There can be no doubt, upon consideration of its plain language, that the last clause of the will intends to give legacies in fixed amounts to the defendant Mollie G. Hall and to Cornelia A. Bennett, who are named as nieces of testator, and to Ellen *Page 409 Scott, his housekeeper and to appellee, a niece, an annuity of $100 a year during her life. Language to that effect could not be plainer. How, then, does it appear that this specifically expressed intention has been defeated or modified in any respect? It seems to be supposed that the opening clause of the will, wherein testator says, "To all of my nieces and nephews, all of whom I remember by name, I give the sum of one cent each," should be accepted as having or contributing to that effect. One canon of construction is that in case of apparent repugnancy, the general intent of the testator, as disclosed in the will, shall be preferred to the special intent (Hollingsworth v.

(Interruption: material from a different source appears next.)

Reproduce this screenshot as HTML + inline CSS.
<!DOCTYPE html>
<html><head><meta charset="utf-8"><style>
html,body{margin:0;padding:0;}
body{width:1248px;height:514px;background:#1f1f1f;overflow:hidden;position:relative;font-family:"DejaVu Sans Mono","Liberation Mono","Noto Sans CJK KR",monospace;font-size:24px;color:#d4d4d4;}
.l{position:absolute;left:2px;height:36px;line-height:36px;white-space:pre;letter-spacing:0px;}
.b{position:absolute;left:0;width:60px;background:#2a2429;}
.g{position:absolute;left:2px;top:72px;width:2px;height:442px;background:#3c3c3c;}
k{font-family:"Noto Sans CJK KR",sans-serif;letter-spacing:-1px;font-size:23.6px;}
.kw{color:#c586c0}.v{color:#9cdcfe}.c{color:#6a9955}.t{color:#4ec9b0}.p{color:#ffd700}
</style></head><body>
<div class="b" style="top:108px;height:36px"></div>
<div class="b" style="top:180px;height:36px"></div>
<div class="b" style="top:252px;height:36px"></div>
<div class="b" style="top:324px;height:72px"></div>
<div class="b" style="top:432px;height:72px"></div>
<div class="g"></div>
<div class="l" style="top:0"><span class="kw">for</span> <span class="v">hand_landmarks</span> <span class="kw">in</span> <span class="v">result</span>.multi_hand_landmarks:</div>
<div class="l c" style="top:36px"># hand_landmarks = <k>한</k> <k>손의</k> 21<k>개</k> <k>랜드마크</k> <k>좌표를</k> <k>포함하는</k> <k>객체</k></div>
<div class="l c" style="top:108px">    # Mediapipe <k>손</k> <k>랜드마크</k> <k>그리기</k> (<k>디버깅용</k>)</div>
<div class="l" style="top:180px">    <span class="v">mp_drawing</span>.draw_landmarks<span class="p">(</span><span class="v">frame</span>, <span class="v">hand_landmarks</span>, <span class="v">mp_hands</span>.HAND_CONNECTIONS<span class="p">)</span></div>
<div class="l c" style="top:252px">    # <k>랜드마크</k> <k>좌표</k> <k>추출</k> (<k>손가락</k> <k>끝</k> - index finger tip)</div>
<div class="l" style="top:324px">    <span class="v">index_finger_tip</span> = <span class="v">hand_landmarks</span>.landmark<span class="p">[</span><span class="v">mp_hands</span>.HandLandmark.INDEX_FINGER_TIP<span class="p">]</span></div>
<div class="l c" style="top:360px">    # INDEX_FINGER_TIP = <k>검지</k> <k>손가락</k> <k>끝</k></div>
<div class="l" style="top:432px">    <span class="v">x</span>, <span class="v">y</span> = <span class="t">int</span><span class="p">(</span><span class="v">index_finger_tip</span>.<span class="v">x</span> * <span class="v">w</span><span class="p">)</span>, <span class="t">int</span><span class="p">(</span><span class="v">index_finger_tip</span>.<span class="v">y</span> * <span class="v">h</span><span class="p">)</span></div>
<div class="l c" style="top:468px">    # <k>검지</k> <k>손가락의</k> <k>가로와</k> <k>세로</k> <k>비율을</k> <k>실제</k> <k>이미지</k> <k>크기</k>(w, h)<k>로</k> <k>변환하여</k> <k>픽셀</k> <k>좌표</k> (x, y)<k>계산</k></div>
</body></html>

Hollingsworth, 65 Ala. 321); but this rule does not apply where there is a clearly expressed intention to effect another purpose, distinct and different from the general intention, and in such case the particular intention will prevail. 40 Cyc. 1393, 1394. And in respect to irreconcilable conflict between two clauses of a will, the later will ordinarily prevail as being the latest expression of the testator's intention. 40 Cyc. 1417. The true purpose and effect of the first clause of the will is simply to demonstrate the fact that testator had in mind all his nieces and nephews, while the remainder of the instrument shows very clearly that his leading — in fact, his only expressed — purpose in regard to the objects of his bounty was that the legacies and the annuity in the specific sums named should be paid to the persons named.

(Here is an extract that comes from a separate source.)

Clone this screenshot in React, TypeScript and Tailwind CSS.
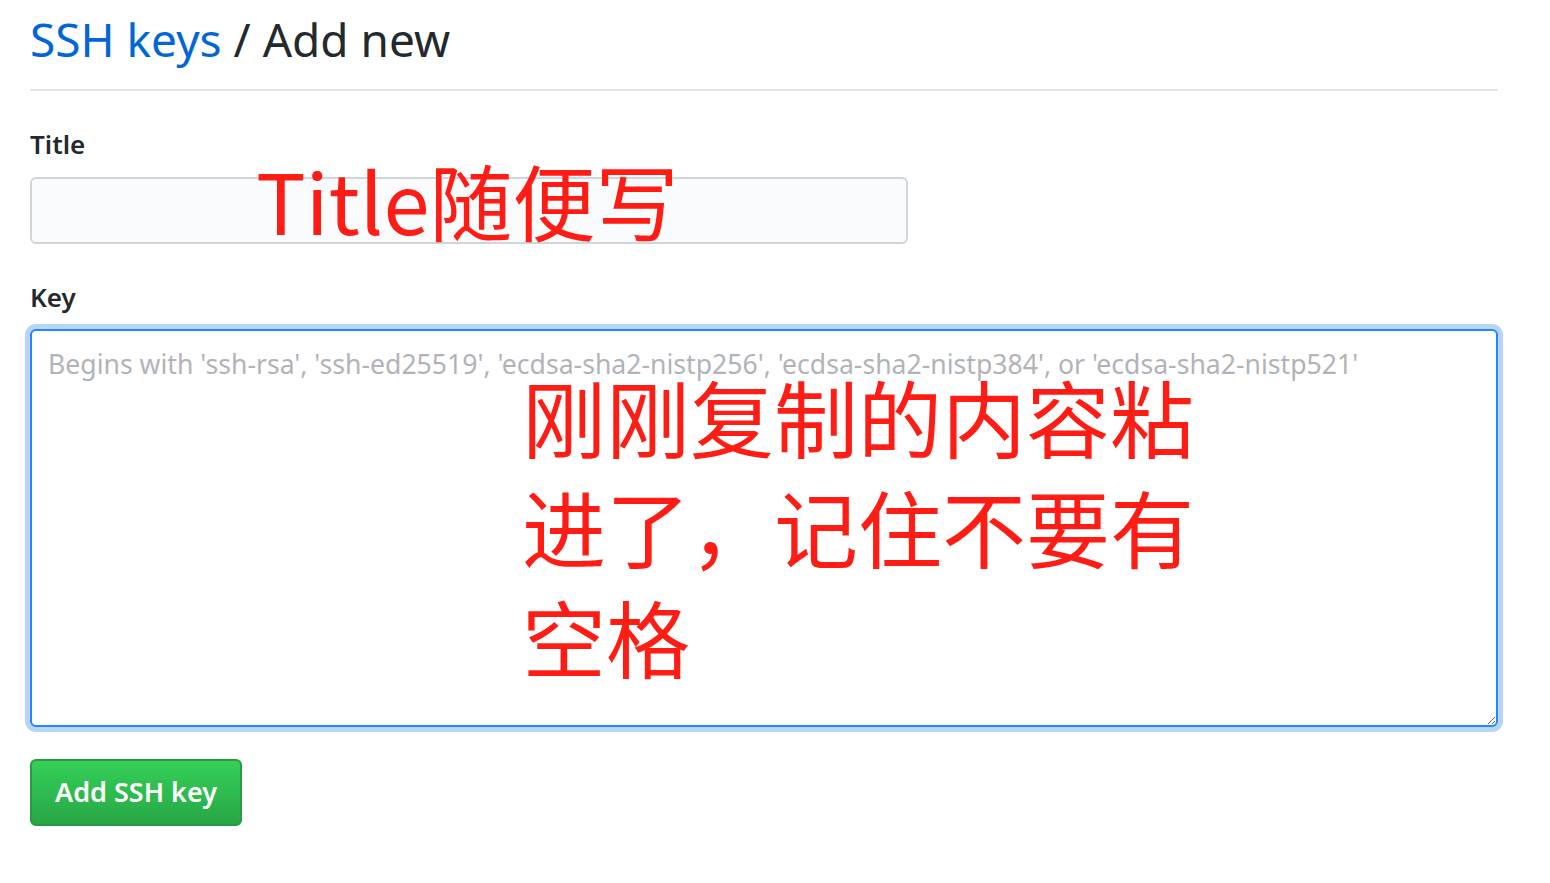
const sans = "font-['Noto_Sans','Open_Sans','Liberation_Sans',sans-serif]";
const cjk = "font-['Noto_Sans_CJK_SC','Noto_Sans',sans-serif]";

export default function App() {
  return (
    <div className={`min-h-screen bg-white text-[#24292e] ${sans}`}>
      <div className="w-[1468px] ml-[30px] pt-[6px]">
        {/* header */}
        <div className="border-b-2 border-[#e1e4e8] pb-[17px]">
          <h2 className="text-[46px] leading-[66px] font-normal">
            <a className="text-[#0366d6]">SSH keys</a> / Add new
          </h2>
        </div>

        {/* form */}
        <form className="mt-[33px]" onSubmit={(e) => e.preventDefault()}>
          <div className="relative">
            <label className="block text-[26px] font-semibold leading-[40px]">Title</label>
            <input
              type="text"
              className="mt-[13px] block w-[878px] h-[67px] bg-[#fafbfc] border-2 border-[#d1d5da] rounded-[6px] px-4 outline-none"
            />
            <span className={`absolute left-[226px] top-[20px] text-[#fe1c15] text-[83px] leading-[110px] pointer-events-none ${cjk}`}>
              Title随便写
            </span>
          </div>

          <div className="mt-[33px] relative">
            <label className="block text-[26px] font-semibold leading-[40px]">Key</label>
            <textarea
              placeholder="Begins with 'ssh-rsa', 'ssh-ed25519', 'ecdsa-sha2-nistp256', 'ecdsa-sha2-nistp384', or 'ecdsa-sha2-nistp521'"
              className="mt-[12px] block w-[1468px] h-[398px] bg-white border-2 border-[#2188ff] rounded-[6px] px-[16px] py-[14px] text-[26.6px] leading-[38px] outline-none shadow-[0_0_0_5px_#b8d5f5] placeholder:text-[#b0b4b8]"
            />
            <div className={`absolute left-[492px] top-[84px] w-[700px] text-[#fe1c15] text-[84px] leading-[110px] pointer-events-none ${cjk}`}>
              <div>刚刚复制的内容粘</div>
              <div>进了，记住不要有</div>
              <div>空格</div>
            </div>
          </div>

          <button
            type="submit"
            className="mt-[32px] h-[67px] px-[23px] rounded-[6px] border-2 border-[#2a9a43] bg-gradient-to-b from-[#34d058] to-[#28a745] text-white text-[27px] font-semibold"
          >
            Add SSH key
          </button>
        </form>
      </div>
    </div>
  );
}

But the will gives to testator's brother, the defendant Frank B. Gurley, all his property of every kind, both real and personal, and empowers him "at such time and place as he thinks best in twelve months from my [testator's] death [to] advertise and sell everything I leave to the highest bidder for cash"; and it is argued that these provisions suffice to vest the fee of testator's entire estate in Frank B. Gurley, and reduce the provision for the legatees and the annuitant named to the category of a mere recommendation to the discretion of the only mandatory beneficiary under the will. But there appears to us no escape from the proposition, and we have already indicated as much, that testator intended above all things — in fact, intended only, so far as his language went — that out of his estate, after his debts and the expenses of his funeral were paid, the legacies and the annuity should be paid. The devise to defendant Gurley, his appointment as sole "executor, agent and attorney," and the vesting in him of a power of sale, were "to carry out the provisions of this will." The only provisions of the will are that burial expenses and just claims should be paid — and these were fixed by law as a charge upon his estate — and "then" the legacies and the annuity. We are distinctly impressed by the language employed that testator intended to give nothing to defendant Gurley, except as a trustee to carry out his specific directions, after which he left any residue of his estate to take the course appointed by law in cases of partial or residuary intestacy. Ordinarily a trust is implied from language giving directions to manage, dispose of, or distribute property for the benefit of others. 40 Cyc. 1749. And the direction for the payment of the annuity in question as long as complainant shall live raises a necessary implication of a trust for that purpose. 40 Cyc. 1753, note. These, then, were the purposes for which testator devised his property to the defendant Frank B. Gurley, and in our judgment he took in trust and not beneficially.

The conclusion stated above disposes of the contention that the will created a limitation over after a fee — a thing, however, not impossible under our statute (Mims v. Davis, 72 So. 344, 197 Ala. 88) — and obviates any necessity to consider the learning of the cases on that subject.

It is suggested that, in any event, the court acted prematurely in making its order for the removal of this cause from the probate court to the circuit court in equity. Evidently the bill was not framed to meet the statute of September 23, 1915 (Acts 1915, p. 738), authorizing a summary order for the removal of the administration of any estate from the probate court to the chancery court, or court of like jurisdiction, upon the filing of a sworn petition stating, among other things, that in the opinion of the petitioner such estate can be better administered in the chancery court or court of like jurisdiction. However, the respondents answered; i. e., they demurred, without denying the will, its probate, the pendency of the administration in the probate court, or that complainant had not been paid her annuity. In these circumstances, we think the order of removal was not improvidently made, the demurrer having been overruled.

It results that the decree must be affirmed.

Affirmed.

ANDERSON, C. J., and McCLELLAN and GARDNER, JJ., concur.